Memories not includes in this essay, but which deserve mentioning
Saving warm spots for each other in bed
Fighting over warm spots in bed
Learning to pin-curl our hair
Hiding fearfully under the cover, sweating, but afraid to peep out--those wild Indians or Monsters
Skating down the sidewalk in our new polka dot pajamas
Playing with dolls—did we get one? Or two?
Making doll clothes out of old socks and scraps of material
Swinging on grapevines
Making mud pies
Getting carsick on the long dusty journey over creeks and hills to see Granny and Pap
Adoring baby brother John
Idolizing Big brother Rod
Helping carry buckets of coal
Getting homemade haircuts in our horribly straight hair
Sharing a hi-fi with the others
Being together the first time Dan Goble drove up to the coal camp with his big speaker on the top of his car to announce music, rock and roll, by newcomer, Elvis Presley
Dancing in the dining room and memorizing lots of steps
Sharing clothes, beds, and friends
Lining up when the school bell rang, saying the pledge to a flag with 48 stars
Adding “under God” to the pledge
Chewing gum at school was a daring thing to do
Waling across the hot company store parking lot in the hot summer without shoes
Walking the hot railroad tracks up Granny’s without shoes
The Easter Parade and Smack the Baby
Jacks, dolls, paper dolls (we never had enough but loved everything we had!)

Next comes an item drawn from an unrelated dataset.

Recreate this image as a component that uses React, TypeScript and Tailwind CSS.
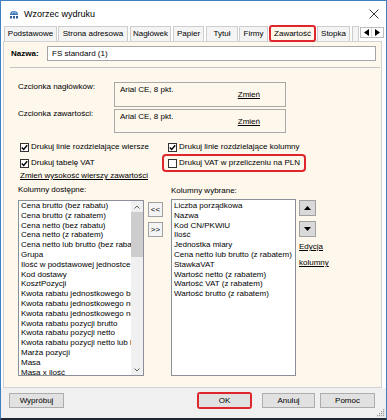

Riding Rod’s bike, not knowing it was his
Rod riding our bike, not knowing it was ours
Soup bean sandwiches
Scooters, skates, dolls, and jacks
Being nice to John L. Capelli
Taking care of our mother and our father
Leaning on each other and our siblings, all our lives
Learning to love, to be honest, to have character, to respect others……
This is only the beginning of a beautiful story of my life with my little sister Karen, the most thoughtful sister any girl could ever have!
I love you Karen,
Judy
Wonderful! Your sister is lucky to have such an appreciative post done about her.